A typical water retention project will hold back runoff from a 50-to-100-acre area. And creek stabilization structures mean that the water that does drain goes more slowly.
Porterfield Creek, which runs near Light's home, had cut itself more than 10 feet into the earth during his memory. A small bridge over the creek has washed out numerous times, and in the past the water ran a chocolate brown with silt.
In the mid-November storms that dumped 8 to 10 inches of rain across much of the region, the small creek rose but did not flood the bridge. And while it showed it was carrying sediment, its color was more natural, Light said.
The investments in erosion control, which also include programs such as the Conservation Reserve Program of the U.S. Department of Agriculture, have made a big difference for wildlife, Light said.
What makes farmers enthusiastic, Light said, is that the programs aren't directives or orders.

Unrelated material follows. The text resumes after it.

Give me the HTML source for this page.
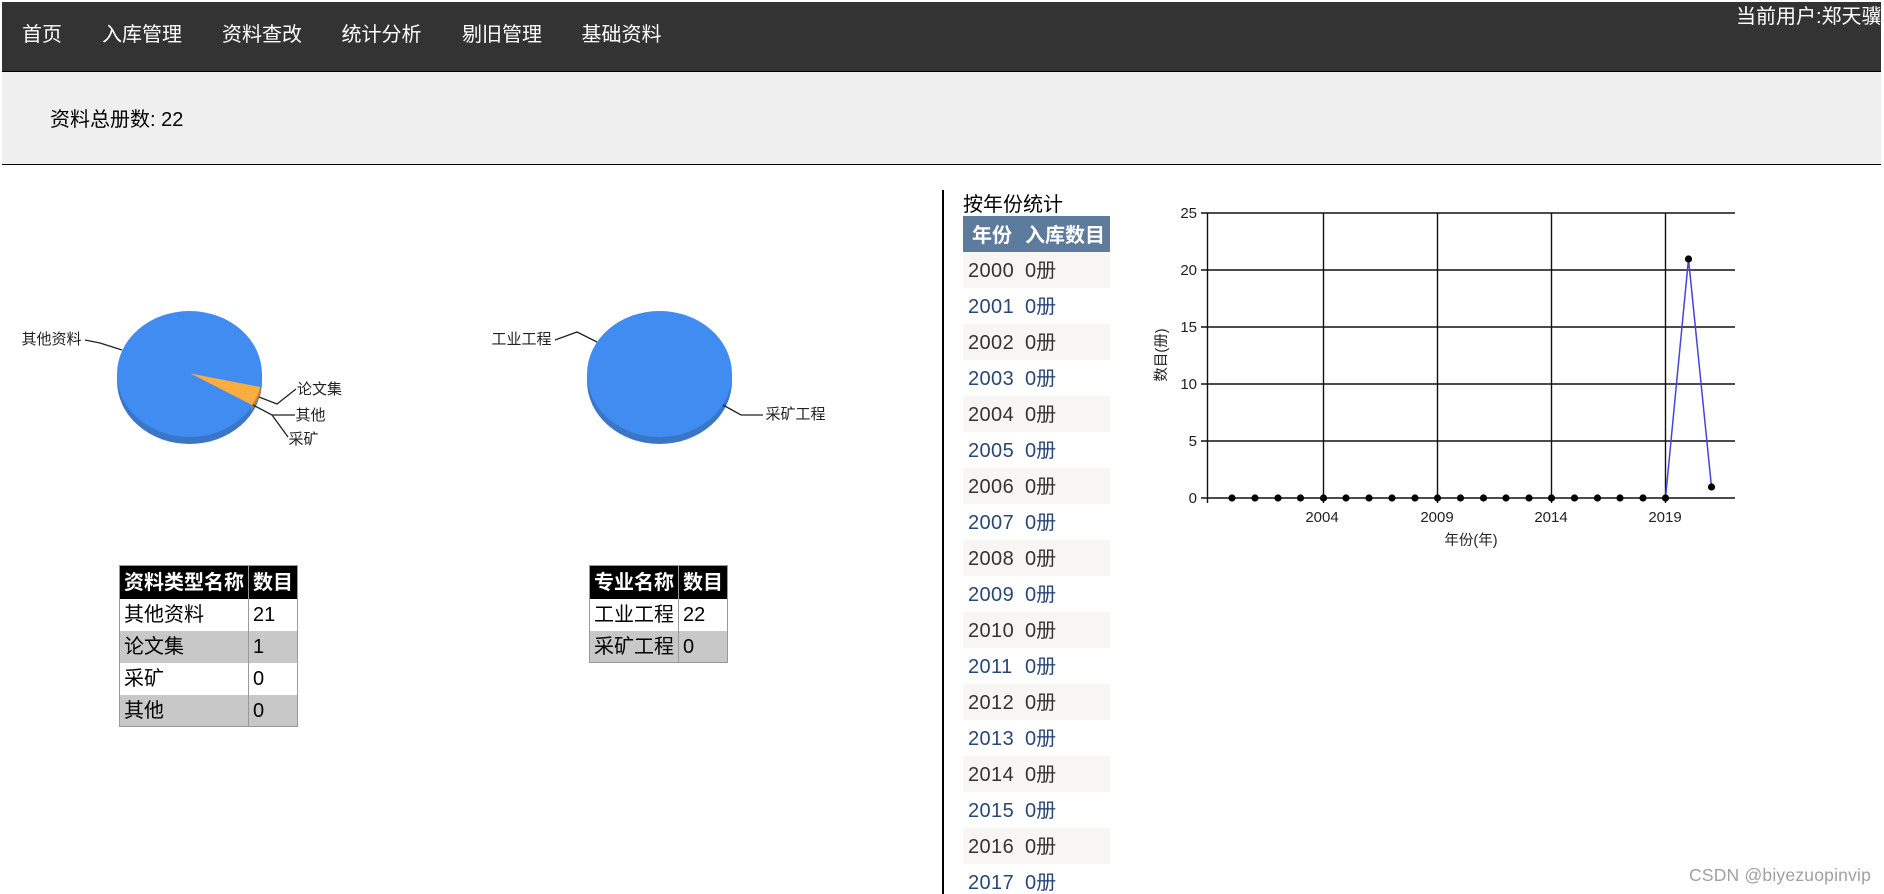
<!DOCTYPE html>
<html lang="zh-CN">
<head>
<meta charset="utf-8">
<title>统计分析</title>
<style>
html,body{margin:0;padding:0;width:1884px;height:894px;overflow:hidden;background:#fff}
body{position:relative;font-family:"Liberation Sans","Noto Sans CJK SC",sans-serif;font-size:20px;color:#000}
.a{position:absolute}
.t{position:absolute;white-space:nowrap;line-height:32px;height:32px}
#head{left:2px;top:2px;width:1879px;height:69px;background:#333;border-bottom:1px solid #000}
#sub{left:2px;top:72px;width:1879px;height:92px;background:#efefef;border-bottom:1px solid #000}
.n{color:#fff;top:19px}
.u{color:#fff;top:1px}
.yr{position:absolute;left:963px;width:147px;height:36px;line-height:38px;white-space:nowrap}
.yr span{position:absolute;top:0}
.yr .c1{left:5px;letter-spacing:.4px}
.yr .c2{left:62px}
.o{background:#f7f6f3;color:#333}
.e{background:#fff;color:#284775}
.g{position:absolute;background:#fff;box-sizing:border-box;border:1px solid #999;overflow:hidden}
.g div{position:absolute;white-space:nowrap;line-height:33px;height:32px}
.hd{background:#000;color:#fff;font-weight:bold}
.bar{background:#c8c8c8}
svg{position:absolute;left:0;top:0}
svg text{font-family:"Liberation Sans","Noto Sans CJK SC",sans-serif;fill:#222}
</style>
</head>
<body>
<div class="a" id="head"></div>
<div class="t n" style="left:22px">首页</div>
<div class="t n" style="left:102px">入库管理</div>
<div class="t n" style="left:222px">资料查改</div>
<div class="t n" style="left:341.5px">统计分析</div>
<div class="t n" style="left:462px">剔旧管理</div>
<div class="t n" style="left:581.5px">基础资料</div>
<div class="t u" style="left:1736px;width:145px;overflow:hidden">当前用户:郑天骥</div>
<div class="a" id="sub"></div>
<div class="t" style="left:50px;top:104px">资料总册数: 22</div>

<svg width="1884" height="894" viewBox="0 0 1884 894">
  <!-- pie 1 -->
  <ellipse cx="189.5" cy="381" rx="72.5" ry="63" fill="#3a76c8"/>
  <rect x="117" y="374" width="145" height="7" fill="#3a76c8"/>
  <ellipse cx="189.5" cy="374" rx="72.5" ry="63" fill="#418cf0"/>
  <path d="M190.5 373.5 L260.5 387 Q258 397 252 405 Z" fill="#f9ae3f"/>
  <path d="M260.5 387 Q258 397 252 405 L251 411 Q258 402 261 393 Z" fill="#b98432"/>
  <g fill="none" stroke="#222" stroke-width="1.3">
    <path d="M85 340 L100 343 L122 350"/>
    <path d="M259 397 L277 404 L296 389"/>
    <path d="M253 405 L272 415 L295 415"/>
    <path d="M272 415 L288 437"/>
  </g>
  <g font-size="15">
    <text x="21.5" y="344">其他资料</text>
    <text x="297" y="394">论文集</text>
    <text x="295.5" y="420">其他</text>
    <text x="288.5" y="444">采矿</text>
  </g>
  <!-- pie 2 -->
  <ellipse cx="659.5" cy="381" rx="72.5" ry="63" fill="#3a76c8"/>
  <rect x="587" y="374" width="145" height="7" fill="#3a76c8"/>
  <ellipse cx="659.5" cy="374" rx="72.5" ry="63" fill="#418cf0"/>
  <g fill="none" stroke="#222" stroke-width="1.3">
    <path d="M555 340 L577 332 L597 342"/>
    <path d="M723 405 L741 415 L763 415"/>
  </g>
  <g font-size="15">
    <text x="491.5" y="344">工业工程</text>
    <text x="765.5" y="419">采矿工程</text>
  </g>

  <!-- divider -->
  <rect x="942" y="190" width="2" height="704" fill="#000"/>

  <!-- line chart -->
  <g stroke="#111" stroke-width="1.4" fill="none">
    <path d="M1201 213H1735M1201 270H1735M1201 327H1735M1201 384H1735M1201 441H1735M1201 498H1735"/>
    <path d="M1207.5 213V503M1323.5 213V503M1437.5 213V503M1551.5 213V503M1665.5 213V503"/>
  </g>
  <path d="M1665.5 498 L1688.5 259 L1711.5 487" fill="none" stroke="#4545dd" stroke-width="1.5"/>
  <g fill="#000">
    <circle cx="1232" cy="498" r="3.6"/><circle cx="1255" cy="498" r="3.6"/><circle cx="1278" cy="498" r="3.6"/><circle cx="1300.5" cy="498" r="3.6"/><circle cx="1323.5" cy="498" r="3.6"/>
    <circle cx="1346" cy="498" r="3.6"/><circle cx="1369" cy="498" r="3.6"/><circle cx="1392" cy="498" r="3.6"/><circle cx="1415" cy="498" r="3.6"/><circle cx="1437.5" cy="498" r="3.6"/>
    <circle cx="1460.5" cy="498" r="3.6"/><circle cx="1483.5" cy="498" r="3.6"/><circle cx="1506" cy="498" r="3.6"/><circle cx="1529" cy="498" r="3.6"/><circle cx="1551.5" cy="498" r="3.6"/>
    <circle cx="1574.5" cy="498" r="3.6"/><circle cx="1597.5" cy="498" r="3.6"/><circle cx="1620" cy="498" r="3.6"/><circle cx="1643" cy="498" r="3.6"/><circle cx="1665.5" cy="498" r="3.6"/>
    <circle cx="1688.5" cy="259" r="3.6"/><circle cx="1711.5" cy="487" r="3.6"/>
  </g>
  <g font-size="15" text-anchor="end">
    <text x="1197" y="218">25</text>
    <text x="1197" y="275">20</text>
    <text x="1197" y="332">15</text>
    <text x="1197" y="389">10</text>
    <text x="1197" y="446">5</text>
    <text x="1197" y="503">0</text>
  </g>
  <g font-size="15" text-anchor="middle">
    <text x="1322" y="522">2004</text>
    <text x="1437" y="522">2009</text>
    <text x="1551" y="522">2014</text>
    <text x="1665" y="522">2019</text>
  </g>
  <text x="1471" y="545" font-size="14.5" text-anchor="middle">年份(年)</text>
  <text transform="translate(1166 355) rotate(-90)" font-size="14.5" text-anchor="middle">数目(册)</text>
</svg>

<!-- left table -->
<div class="g" style="left:119px;top:565px;width:179px;height:162px">
  <div class="hd" style="left:0;top:0;width:177px;height:33px"></div>
  <div class="bar" style="left:0;top:65px;width:177px"></div>
  <div class="bar" style="left:0;top:129px;width:177px"></div>
  <div style="left:128px;top:0;width:1px;height:162px;background:#999"></div>
  <div class="hd" style="left:4px;top:1px">资料类型名称</div>
  <div class="hd" style="left:133px;top:1px">数目</div>
  <div style="left:4px;top:33px">其他资料</div><div style="left:133px;top:33px">21</div>
  <div style="left:4px;top:65px">论文集</div><div style="left:133px;top:65px">1</div>
  <div style="left:4px;top:97px">采矿</div><div style="left:133px;top:97px">0</div>
  <div style="left:4px;top:129px">其他</div><div style="left:133px;top:129px">0</div>
</div>

<!-- right table -->
<div class="g" style="left:589px;top:565px;width:139px;height:98px">
  <div class="hd" style="left:0;top:0;width:137px;height:33px"></div>
  <div class="bar" style="left:0;top:65px;width:137px"></div>
  <div style="left:88px;top:0;width:1px;height:98px;background:#999"></div>
  <div class="hd" style="left:4px;top:1px">专业名称</div>
  <div class="hd" style="left:93px;top:1px">数目</div>
  <div style="left:4px;top:33px">工业工程</div><div style="left:93px;top:33px">22</div>
  <div style="left:4px;top:65px">采矿工程</div><div style="left:93px;top:65px">0</div>
</div>

<!-- year table -->
<div class="t" style="left:963px;top:189px">按年份统计</div>
<div class="yr" style="top:216px;background:#5d7b9d;color:#fff;font-weight:bold;line-height:40px">
  <span style="left:9px">年份</span><span style="left:62px">入库数目</span>
</div>
<div class="yr o" style="top:252px"><span class="c1">2000</span><span class="c2">0册</span></div>
<div class="yr e" style="top:288px"><span class="c1">2001</span><span class="c2">0册</span></div>
<div class="yr o" style="top:324px"><span class="c1">2002</span><span class="c2">0册</span></div>
<div class="yr e" style="top:360px"><span class="c1">2003</span><span class="c2">0册</span></div>
<div class="yr o" style="top:396px"><span class="c1">2004</span><span class="c2">0册</span></div>
<div class="yr e" style="top:432px"><span class="c1">2005</span><span class="c2">0册</span></div>
<div class="yr o" style="top:468px"><span class="c1">2006</span><span class="c2">0册</span></div>
<div class="yr e" style="top:504px"><span class="c1">2007</span><span class="c2">0册</span></div>
<div class="yr o" style="top:540px"><span class="c1">2008</span><span class="c2">0册</span></div>
<div class="yr e" style="top:576px"><span class="c1">2009</span><span class="c2">0册</span></div>
<div class="yr o" style="top:612px"><span class="c1">2010</span><span class="c2">0册</span></div>
<div class="yr e" style="top:648px"><span class="c1">2011</span><span class="c2">0册</span></div>
<div class="yr o" style="top:684px"><span class="c1">2012</span><span class="c2">0册</span></div>
<div class="yr e" style="top:720px"><span class="c1">2013</span><span class="c2">0册</span></div>
<div class="yr o" style="top:756px"><span class="c1">2014</span><span class="c2">0册</span></div>
<div class="yr e" style="top:792px"><span class="c1">2015</span><span class="c2">0册</span></div>
<div class="yr o" style="top:828px"><span class="c1">2016</span><span class="c2">0册</span></div>
<div class="yr e" style="top:864px"><span class="c1">2017</span><span class="c2">0册</span></div>

<div class="t" style="left:1689px;top:859px;font-size:17.5px;letter-spacing:.2px;color:#a0a0a0">CSDN @biyezuopinvip</div>
</body>
</html>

The district forms its ideas with input from landowners and applies the research to their needs, he said.
"Farmers don't get the credit they deserve for being the conservationists they are," he said. "They are proud of their land. They don't survive letting their farms go into ditches."
The importance of proving that a 5 percent reduction in peak flows along Big Creek can provide major benefits is it's an affordable goal, said Laura Keefer of the Illinois State Water Survey.
"Most of your sediment is eroded in very little time of the year, by large storm events and large flood events," she said. "If you reduce how high the peak is, you remove a lot of the energy out of that water to erode."
At one bend in Big Creek, for example, Livesay points out where a small amount of rocks placed strategically along the bank will stop a serious erosion problem. The water was hitting the bottom of the bend, cutting under the soil and causing large amounts of dirt to slough off into the current.
To use conventional methods, protecting the bottom 3 feet of the bank along the entire length of the bend would have cost $100,000, Livesay said. The rock in place, which was designed to hold a strategic point, cost $9,000.
"It will do its job for 30 years," he said.